2)Krampus”: I didn’t have more fun in any movie screening I attended in 2015 than I did watching Michael Dougherty’sKrampus,” which finally brings the ancient legend of Saint Nicholas’ devilish partner to the big screen and, almost certainly, into popular American culture. Dougherty does for Christmas movies what he previously did for Halloween cinema with “Trick ‘r Treat” (2007), quickly becoming the Master of Holiday Horror. “Krampus” begins in the chaos of Black Friday shopping and settles into the dysfunctional family parody world of “National Lampoon’s Christmas Vacation” before ultimately unleashing a darker and more twisted Christmas horror version of “Gremlins.” Wonderfully produced and expertly designed, I marveled at the mostly practical special effects and monsters, especially the design of the dreaded anti-Claus himself, whose appearance is held off until the last act of the film, but doesn’t disappoint. A new holiday classic is born!

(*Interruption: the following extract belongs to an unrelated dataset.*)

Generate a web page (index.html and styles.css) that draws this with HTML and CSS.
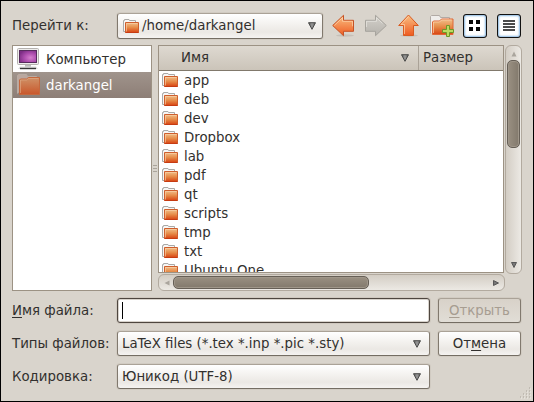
FILE: index.html
```html
<!DOCTYPE html>
<html lang="ru">
<head>
<meta charset="utf-8">
<title>LaTeX files</title>
<link rel="stylesheet" href="styles.css">
</head>
<body>
<svg class="defs" width="0" height="0">
  <defs>
    <linearGradient id="orange" x1="0" y1="0" x2="0" y2="1"><stop offset="0" stop-color="#f1c18c"/><stop offset=".5" stop-color="#e68c49"/><stop offset="1" stop-color="#d94412"/></linearGradient>
    <linearGradient id="muted" x1="0" y1="0" x2="0" y2="1"><stop offset="0" stop-color="#cf9268"/><stop offset="1" stop-color="#c9562a"/></linearGradient>
    <linearGradient id="arrow" x1="0" y1="0" x2="0" y2="1"><stop offset="0" stop-color="#fac184"/><stop offset="1" stop-color="#ee5a20"/></linearGradient>
    <linearGradient id="grey" x1="0" y1="0" x2="0" y2="1"><stop offset="0" stop-color="#d3d0ca"/><stop offset="1" stop-color="#b5b2ac"/></linearGradient>
    <linearGradient id="tri" x1="0" y1="0" x2="1" y2="0"><stop offset="0" stop-color="#555"/><stop offset=".5" stop-color="#999"/><stop offset="1" stop-color="#555"/></linearGradient>
    <radialGradient id="screen" cx=".65" cy=".6" r=".7"><stop offset="0" stop-color="#d580cd"/><stop offset=".5" stop-color="#b050b0"/><stop offset="1" stop-color="#7d2d85"/></radialGradient>
    <symbol id="folder" viewBox="0 0 16 16">
      <path d="M2.500 13.500h-2v-11h1v-1h4.500l.5 1h6v3" fill="#f6f6f5" stroke="#aaa9a7"/>
      <path d="M2.500 14.500V4.500h13v10z" fill="url(#orange)" stroke="#cf5f2d"/>
      <path d="M3.500 13.500V5.500h11" fill="none" stroke="#f8d4ad" stroke-opacity=".6"/>
      <path d="M2.500 14.500h13" stroke="#c63b12"/>
    </symbol>
    <symbol id="down" viewBox="0 0 8 8"><path d="M.5.7h7L4 7.3z" fill="url(#tri)" stroke="#4a4a49"/></symbol>
  </defs>
</svg>
<main class="dialog">
  <header class="toolbar">
    <span class="label">Перейти к:</span>
    <div class="combo path"><svg class="folder"><use href="#folder"/></svg><span>/home/darkangel</span><svg class="down"><use href="#down"/></svg></div>
    <nav class="tools">
      <svg class="tool" viewBox="0 0 24 24"><ellipse cx="13" cy="21.500" rx="9" ry="1.200" fill="#8c857a" opacity=".25"/><path d="M.7 11.500 11.500 1.300v5h10v11h-10v4.400z" fill="url(#arrow)" stroke="#c65225"/><path d="M2.300 11.500 10.500 3.600v3.700h10v5" fill="none" stroke="#ffe0bc" stroke-opacity=".6"/></svg>
      <svg class="tool" viewBox="0 0 24 24"><path d="M22.300 11.500 11.500 1.300v5h-10v11h10v4.400z" fill="url(#grey)" stroke="#a6a39d"/><path d="M2.500 13V7.300h10V3.700l6 5.700" fill="none" stroke="#eeece8" stroke-opacity=".6"/></svg>
      <svg class="tool up" viewBox="0 0 24 24"><ellipse cx="12" cy="21.500" rx="9" ry="1.200" fill="#8c857a" opacity=".25"/><path d="M11.500 1 21.300 11.500h-4.800v10h-10v-10H1.700z" fill="url(#arrow)" stroke="#d95b20"/><path d="M7.500 20V10.500H4l7.500-8" fill="none" stroke="#ffe3bf" stroke-opacity=".6"/></svg>
      <svg class="tool new" viewBox="0 0 24 24"><path d="M.5 19.500v-17l1-1h8l1 2h9v4" fill="#efedeb" stroke="#b1aaa5"/><path d="M2.500 20.500V8l1-1h6l2-2h11.500v15.500z" fill="url(#orange)" stroke="#df6737"/><path d="M3.500 19V8h6l2-2h10" fill="none" stroke="#ffd5b3" stroke-opacity=".65"/><path d="M16.500 11.500h3v4h4v3h-4v4h-3v-4h-4v-3h4z" fill="#bbda61" stroke="#6d9827"/></svg>
      <svg class="view grid" viewBox="0 0 22 22"><path d="M5 5h4v4H5zM12 5h4v4h-4zM5 12h4v4H5zM12 12h4v4h-4z" fill="#050505"/></svg>
      <svg class="view list" viewBox="0 0 22 22"><path d="M5 6h12M5 9h12M5 12h12M5 15h12" stroke="#111" stroke-width="1.700"/></svg>
    </nav>
  </header>
  <section class="browser">
    <aside class="places">
      <div class="place"><svg viewBox="0 0 24 24"><rect x=".5" y="1.500" width="21" height="16" rx="1" fill="#edeceb" stroke="#b5b2af"/><rect x="2.500" y="3.500" width="17" height="12" fill="url(#screen)" stroke="#572b5d"/><path d="M8 18h6v2H8z" fill="#bbb"/><path d="M3 19.500h16l2 2.500H1z" fill="#ddd"/><path d="M3 21.500h16" stroke="#383838" stroke-width="1.400"/></svg><span>Компьютер</span></div>
      <div class="place selected"><svg viewBox="0 0 24 24"><path d="M.5 20.500v-18l1-1h8l1 2h9v4" fill="#bba89f" stroke="#b9aca3"/><path d="M2.500 21.500V7l1-1h6l2-1.500h11v17z" fill="url(#muted)" stroke="#c4683e"/><path d="M3.500 20V7h6l2-1.500h10" fill="none" stroke="#dfae8b" stroke-opacity=".6"/></svg><span>darkangel</span></div>
    </aside>
    <div class="splitter"><i></i><i></i><i></i></div>
    <div class="files">
      <div class="tree">
        <div class="columns"><div class="name">Имя<svg class="down"><use href="#down"/></svg></div><div class="size">Размер</div></div>
        <div class="rows">
          <div class="row"><svg class="folder"><use href="#folder"/></svg>app</div>
          <div class="row"><svg class="folder"><use href="#folder"/></svg>deb</div>
          <div class="row"><svg class="folder"><use href="#folder"/></svg>dev</div>
          <div class="row"><svg class="folder"><use href="#folder"/></svg>Dropbox</div>
          <div class="row"><svg class="folder"><use href="#folder"/></svg>lab</div>
          <div class="row"><svg class="folder"><use href="#folder"/></svg>pdf</div>
          <div class="row"><svg class="folder"><use href="#folder"/></svg>qt</div>
          <div class="row"><svg class="folder"><use href="#folder"/></svg>scripts</div>
          <div class="row"><svg class="folder"><use href="#folder"/></svg>tmp</div>
          <div class="row"><svg class="folder"><use href="#folder"/></svg>txt</div>
          <div class="row"><svg class="folder"><use href="#folder"/></svg>Ubuntu One</div>
        </div>
      </div>
      <div class="scroll vertical"><svg class="tip" viewBox="0 0 6 6"><path d="M.5 5.500h5L3 .5z" fill="#aaa59d"/></svg><div class="thumb"></div><svg class="tip end" viewBox="0 0 6 6"><path d="M.5.500h5L3 5.500z" fill="#777" stroke="#444" stroke-width=".8"/></svg></div>
      <div class="scroll horizontal"><svg class="tip" viewBox="0 0 6 6"><path d="M5.500.500v5L.5 3z" fill="#aaa59d"/></svg><div class="thumb"></div><svg class="tip end" viewBox="0 0 6 6"><path d="M.5.500v5L5.500 3z" fill="#777" stroke="#444" stroke-width=".8"/></svg></div>
    </div>
  </section>
  <footer class="form">
    <span class="label"><u>И</u>мя файла:</span><div class="entry"><i class="caret"></i></div><div class="button disabled"><span><u>О</u>ткрыть</span></div>
    <span class="label">Типы файлов:</span><div class="combo"><span>LaTeX files (*.tex *.inp *.pic *.sty)</span><svg class="down"><use href="#down"/></svg></div><div class="button"><span>От<u>м</u>ена</span></div>
    <span class="label">Кодировка:</span><div class="combo"><span>Юникод (UTF-8)</span><svg class="down"><use href="#down"/></svg></div>
  </footer>
  <svg class="grip" viewBox="0 0 12 12"><path d="M10 1h1M7 4h1M10 4h1M4 7h1M7 7h1M10 7h1M1 10h1M4 10h1M7 10h1M10 10h1" stroke="#a8a299" stroke-width="1"/><path d="M11 2h1M8 5h1M11 5h1M5 8h1M8 8h1M11 8h1M2 11h1M5 11h1M8 11h1M11 11h1" stroke="#f1eee9"/></svg>
</main>
</body>
</html>
```
FILE: styles.css
```css
* { box-sizing: border-box; }
body { margin: 0; color: #32302e; font: 13.33px/19px "DejaVu Sans", sans-serif; }
svg { display: block; flex: none; }
span { white-space: nowrap; }
.defs { position: absolute; }
.dialog { position: relative; width: 534px; height: 402px; padding: 11px; border: 1px solid #000; background: #d9d4cc; overflow: hidden; }
.toolbar { display: flex; align-items: center; height: 27px; }
.toolbar .label { width: 105px; }
.label { align-self: center; }
.combo { display: flex; align-items: center; height: 26px; padding: 0 8px 0 4px; border: 1px solid; border-color: #aaa297 #81796e #746d63 #81796e; border-radius: 3px; background: linear-gradient(#fff, #f3f1ee 45%, #ebe8e4 75%, #f5f3f1); box-shadow: 0 0 0 1px #d1cbc2; }
.combo .down { margin-left: auto; }
.combo.path { width: 206px; padding-left: 5px; padding-right: 6px; }
.folder { width: 16px; height: 16px; }
.path span { margin-left: 3px; }
.down { width: 8px; height: 8px; }
.tools { display: flex; align-items: center; padding-left: 9px; }
.tool { width: 24px; height: 24px; margin-right: 8px; }
.tool.up { margin-left: 1px; }
.tool.new { margin-left: 1px; margin-right: 9px; }
.view { width: 24px; height: 24px; border: 1px solid #111; border-radius: 3px; background: #fff; box-shadow: inset 0 0 2px 1px #8bb9e2; outline: 1px solid rgba(20,20,20,.35); outline-offset: -1px; }
.view.list { margin-left: 10px; }
.browser { display: grid; grid-template-columns: 140px 6px 364px; height: 246px; margin-top: 6px; }
.places { border: 1px solid #9c9284; background: #fff; }
.place { display: flex; align-items: center; height: 26px; padding-left: 4px; gap: 5px; }
.place svg { width: 24px; height: 24px; }
.place.selected { color: #fff; background: linear-gradient(#a0948c, #8d7e76); }
.splitter { display: flex; flex-direction: column; align-items: center; justify-content: center; gap: 2px; }
.splitter i { width: 4px; height: 1px; background: #aaa49b; }
.files { display: grid; grid-template-columns: 347px 17px; grid-template-rows: 228px 18px; }
.tree { width: 346px; border: 1px solid #9c9284; background: #fff; overflow: hidden; }
.columns { display: flex; height: 25px; line-height: 24px; background: linear-gradient(#ded9d1, #cbc4b9); border-bottom: 1px solid #81796c; }
.name { display: flex; align-items: center; width: 260px; padding: 0 9px 0 22px; border-right: 1px solid #aaa297; }
.name .down { margin-left: auto; }
.size { padding-left: 4px; }
.row { display: flex; align-items: center; height: 19px; padding-left: 3px; gap: 6px; white-space: nowrap; }
.row .folder { margin-bottom: 1px; }
.scroll { display: flex; align-items: center; border: 1px solid #b2aa9f; border-radius: 6px; background: #e5e1db; }
.vertical { flex-direction: column; width: 17px; height: 229px; padding: 5px 0; background: linear-gradient(90deg, #d3cdc4, #ece9e4); }
.horizontal { height: 17px; margin-top: 1px; padding: 0 5px; background: linear-gradient(#d3cdc4, #ece9e4); }
.tip { width: 6px; height: 6px; }
.tip.end { margin-top: auto; }
.horizontal .end { margin: 0 0 0 auto; }
.thumb { border: 1px solid #665f56; border-radius: 5px; background: linear-gradient(90deg, #9a9082, #82796c); box-shadow: inset 0 0 0 1px #9f9689; }
.vertical .thumb { width: 13px; height: 88px; margin-top: 3px; }
.horizontal .thumb { width: 196px; height: 13px; margin-left: 3px; background: linear-gradient(#9a9082, #82796c); }
.form { display: grid; grid-template-columns: 105px 313px 91px; grid-template-rows: repeat(3, 25px); row-gap: 8px; margin-top: 7px; }
.form .combo, .form .entry, .form .button { height: 25px; }
.button { display: flex; align-items: center; justify-content: center; margin-left: 8px; width: 83px; height: 25px; border: 1px solid; border-color: #aaa297 #81796e #746d63; border-radius: 3px; background: linear-gradient(#fff, #f3f1ee 45%, #ebe8e4 75%, #f5f3f1); box-shadow: 0 0 0 1px #d1cbc2; }
.disabled { color: #a79d91; background: linear-gradient(#d8d2c9, #e1ddd6); }
.entry { padding: 3px 4px; border: 1px solid #4e463f; border-radius: 3px; background: #fff; box-shadow: inset 0 0 0 1px #d8d3cc, 0 0 0 1px #cfc8bf; }
.caret { display: block; width: 1px; height: 17px; background: #000; }
u { text-decoration: underline; text-decoration-thickness: 1px; text-underline-offset: 2px; }
.grip { position: absolute; right: 2px; bottom: 2px; width: 12px; height: 12px; }
```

1)It Follows”: My clear favorite horror film of 2015 seems to also be one of the most divisive among horror fans, causing “It Follows” to fall into the camp of love-it-or-hate-it cinema. Visually and musically, this little injection of nightmare fuel recalls the horror films of the late 1970’s/early 1980’s, specifically the suburban dread of John Carpenter’sHalloween.” Director David Robert Mitchell, with only one previous feature film under his belt, could be someone worth following himself as a potential new voice in the horror genre. Although some fans were frustrated with the film’s not completely defined nightmare logic, “It Follows” undeniably delivers a fresh new “monster” and mythology unlike anything else currently out there. Highly recommended!

WORST HORROR FILM OF 2015

Poltergeist” (2015): A completely unnecessary remake that utterly fails to justify its existence to the point of even forgetting to actually include the dark entity that was the major source of danger in the original.